The negative log-likelihood is

$f(y; x) = \frac{\|y - Hx\|_2^2}{2(\sigma_e^2 \|x\|_2^2 + \sigma_\epsilon^2)} + \frac{M}{2} \ln(\sigma_e^2 \|x\|_2^2 + \sigma_\epsilon^2)$

which is generally nonconvex in $x$ , but "lifting" to suitable slack variables yields a convex program. This admits strong duality, explicit KKT conditions, and a bisection/root-finding algorithm for the global solution. In the case of 2D orthogonal regression (i.e., classical line fitting with noisy $x_i$ and $y_i$ ), the solution reduces to a closed-form iteration: $m(\nu) = \frac{\sum_i x_i y_i/[1 + 2\nu\sigma_e^2 x_i^2]}{\sum_i x_i^2/[1 + 2\nu\sigma_e^2 x_i^2]}$

$c(\nu) = \frac{\sum_i (y_i - m(\nu)x_i)/[1 + 2\nu\sigma_e^2 x_i^2]}{\sum_i 1/[1 + 2\nu\sigma_e^2 x_i^2]}$

where the Lagrange multiplier $\nu$ is solved via scalar bisection. This specific formulation is conventionally called BayesLineFit (Guo et al., 15 Jul 2025).

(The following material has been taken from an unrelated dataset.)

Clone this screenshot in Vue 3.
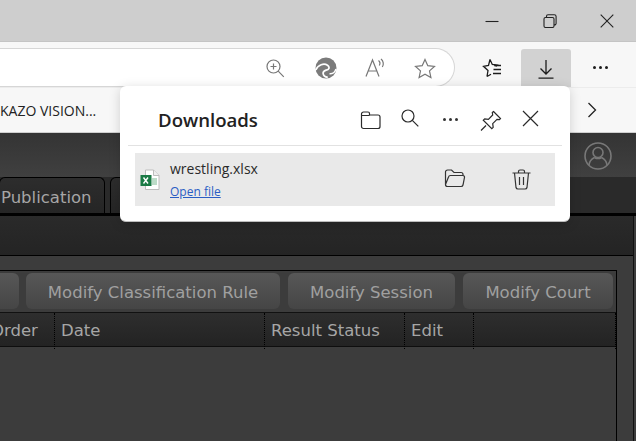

4. Implementation Details and Computational Scheme

Key implementation practices include:

Pretraining normalizing flows on "shrunk" data for stability.
Training flows via full-batch Adam optimizer (learning rate $3 \times 10^{-3}$ , early stopping with patience 10 epochs).
Marginal likelihood evaluations via 1D Gauss–Hermite quadrature (approx. 40 nodes per integral).
For $\theta$ optimization, automatically differentiating the log-likelihood with respect to $(k, b, \sigma_{\text{int}})$ .
Use of GPU acceleration for both flow training, quadrature, and posterior-sampling.
For the analytic GRV-ML form, the main computational steps are SVD factorization, sign-invariant transformations, and, in the 2D case, $O(M)$ per-iteration cost for $\nu$ -bisection. Convergence is typically achieved within 10–20 iterations (Jing et al., 13 Nov 2024, Guo et al., 15 Jul 2025).

5. Performance Characteristics and Regimes of Validity

BayesLineFit exhibits unbiasedness and self-consistency—correctly accounting for heteroscedastic errors in both axes, arbitrary intrinsic distributions, and latent error correlations. Tests show that with sample sizes exceeding 1000, both ML-based and KS-test-based methods substantially outperform previous approaches, especially under low signal-to-noise. For moderate ($300 < N < 1000$) samples, the ML-based method yields the best performance. In the low-sample regime ( $N < 300$ ), competitive results are maintained versus state-of-the-art alternatives (Jing et al., 13 Nov 2024).

The analytic GRV-ML admits a complete KKT characterization distinguishing four regimes, depends on the rank of $H$ and sign of certain feasibility scalars, and, in underdetermined cases, allows for non-uniqueness or benefits from the randomness of $H$ for additional norm-information on $x$ (Guo et al., 15 Jul 2025). The Cramér–Rao bound under the marginalized model $y \sim \mathcal{N}(Hx, (\sigma_e^2 \|x\|^2 + \sigma_\epsilon^2)I)$ is explicit, and in the limit $\sigma_e \to 0$ reduces to the classic least-squares CRB (Guo et al., 15 Jul 2025).

6. Applications, Extensions, and Comparative Context

BayesLineFit is specifically developed for regression on astronomical data with realistic, non-Gaussian distributions and varying uncertainties. Its performance on both mock and real datasets from PHANGS-ALMA and PHANGS-JWST demonstrates reliability under challenging, signal-poor and structurally complex regimes (Jing et al., 13 Nov 2024). The normalizing flow approach allows the method to adapt to arbitrary intrinsic population and error structures beyond any fixed parametric form.

The GPU-based Python code "raddest" implementing these methods is slated for public release, ensuring reproducibility and extensibility. In contrast to expectation-maximization approaches and previous RV-ML/ODR solvers, the convexity and lifting arguments underlying GRV-ML/BayesLineFit yield global guarantees and superior algorithmic efficiency, as well as robust handling of both underdetermined and overdetermined problems (Guo et al., 15 Jul 2025).

7. Relation to Broader Regression Paradigms

Maximum-likelihood orthogonal regression via BayesLineFit provides a unified, statistically principled solution to the errors-in-variables linear fitting problem, augmenting classical total least squares, ODR, and Bayesian hierarchical regression by:

Explicitly integrating both measurement and intrinsic scatter
Learning and modeling population structure nonparametrically via normalizing flows
Accommodating arbitrary error correlations and non-Gaussian data
Delivering provably convex optimization and analytic KKT-based solution structure in the linear Gaussian case (Jing et al., 13 Nov 2024, Guo et al., 15 Jul 2025)

A plausible implication is that this framework generalizes to multivariate and nonlinear settings, provided the computational cost of the empirical Bayes and normalizing flow components remains tractable. The method thus advances the state-of-the-art in orthogonal regression for complex, noise-dominated scientific data sets.